One user of alt.censorship, an on-line censorship newsgroup, adds, "The government can also bring economic and other pressures to bear on other countries to "encourage" cooperation."

Huizenga agrees that the law is imperfect, but adds, "that doesn't mean that we should get rid of the whole kit and kaboodle." He says the law will inspire people to create technology that will let those who want the information get it. "By making it illegal to provide [indecent material], in a sense, you are saying nobody can get it," he says. "That is not an optimal way." But he thinks that until new technology is achieved, it is the best way.

Such access to ideas, as that found on-line, is incomparable to any other communication medium, says the ACLU. Unlike broadcasting, which restricts the number of voices heard because of its inherently limited number of channels, the Internet's potential to carry ideas is unlimited. Anyone with a computer, modem and Internet connection can instantaneously publish their ideas to countless people around the world.
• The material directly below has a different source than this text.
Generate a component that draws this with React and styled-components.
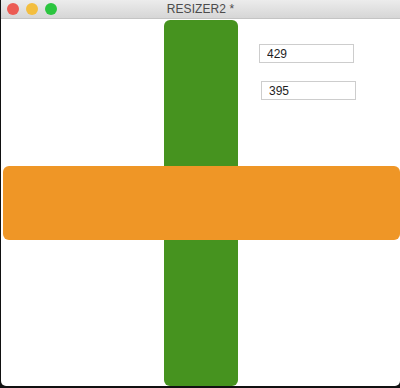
import React, { useState } from "react";
import styled, { createGlobalStyle } from "styled-components";

const GlobalStyle = createGlobalStyle`
  html, body {
    margin: 0;
    padding: 0;
    background: #111;
    font-family: "Liberation Sans", Arial, sans-serif;
  }
`;

const Window = styled.div`
  margin-left: 1px;
  width: 399px;
  height: 386px;
  background: #ffffff;
  border-bottom-left-radius: 5px;
  border-bottom-right-radius: 5px;
  overflow: hidden;
  display: flex;
  flex-direction: column;
`;

const TitleBar = styled.div`
  position: relative;
  height: 18px;
  flex-shrink: 0;
  background: linear-gradient(#ececec, #d6d6d6);
  border-bottom: 1px solid #c4c4c4;
  display: flex;
  align-items: center;
  justify-content: center;
`;

const Lights = styled.div`
  position: absolute;
  left: 6px;
  top: 3px;
  display: flex;
  gap: 7px;
`;

const Light = styled.span`
  width: 12px;
  height: 12px;
  border-radius: 50%;
  background: ${(p) => p.$color};
`;

const Title = styled.span`
  font-size: 12px;
  color: #4c4c4c;
  letter-spacing: 0.1px;
`;

const Canvas = styled.div`
  flex: 1;
  display: grid;
  grid-template-columns: 2px 161px 74px 1fr;
  grid-template-rows: 147px 74px 1fr;
`;

const VBar = styled.div`
  grid-column: 3;
  grid-row: 1 / -1;
  margin-top: 1px;
  background: #46931f;
  border-radius: 6px;
`;

const HBar = styled.div`
  grid-column: 2 / -1;
  grid-row: 2;
  background: #ef9626;
  border-radius: 6px;
`;

const Fields = styled.div`
  grid-column: 4;
  grid-row: 1;
  padding-top: 25px;
  padding-left: 21px;
  display: flex;
  flex-direction: column;
  gap: 18px;
`;

const Field = styled.input`
  box-sizing: border-box;
  width: 95px;
  height: 19px;
  margin-left: ${(p) => p.$shift || 0}px;
  border: 1px solid #cdcdcd;
  padding: 0 0 0 7px;
  font-family: "Liberation Sans", Arial, sans-serif;
  font-size: 12px;
  color: #1e1e1e;
  background: #fff;
  outline: none;
`;

const App = () => {
  const [w, setW] = useState("429");
  const [h, setH] = useState("395");

  return (
    <>
      <GlobalStyle />
      <Window>
        <TitleBar>
          <Lights>
            <Light $color="#ec5b53" />
            <Light $color="#f3be3f" />
            <Light $color="#2bc53f" />
          </Lights>
          <Title>RESIZER2 *</Title>
        </TitleBar>
        <Canvas>
          <VBar />
          <HBar />
          <Fields>
            <Field value={w} onChange={(e) => setW(e.target.value)} />
            <Field $shift={2} value={h} onChange={(e) => setH(e.target.value)} />
          </Fields>
        </Canvas>
      </Window>
    </>
  );
};

export default App;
Poverty and intelligence are the only real restrictions on Internet access, and even these are minimal. Basic Internet skills are easy to learn, and although computers currently require an initial investment that the poorest cannot afford, prices are dropping. Also, once initial and monthly Internet access fees are paid, most sites are free. In addition, poor people have at least limited access to computers through libraries and other nonprofit institutions.

The Internet is an inexpensive medium which allows citizens the opportunity to disseminate ideas widely without discrimination due to class, race, gender, sexual preferences, appearance or physical disability, because of its anonymity. Lessig calls it "that one place where who I am counts very little. It is this feature that panics those who haven't been there." He describes the response of a mother of three, who says, "Here is a place where my voice is not the voice of a mother or a woman. I can speak and my words are heard as your words are heard now. Cyberspace frees me from who I am in the real world." Lessig admonishes people to "protect it or it will become a replication of the real world with all its discriminations."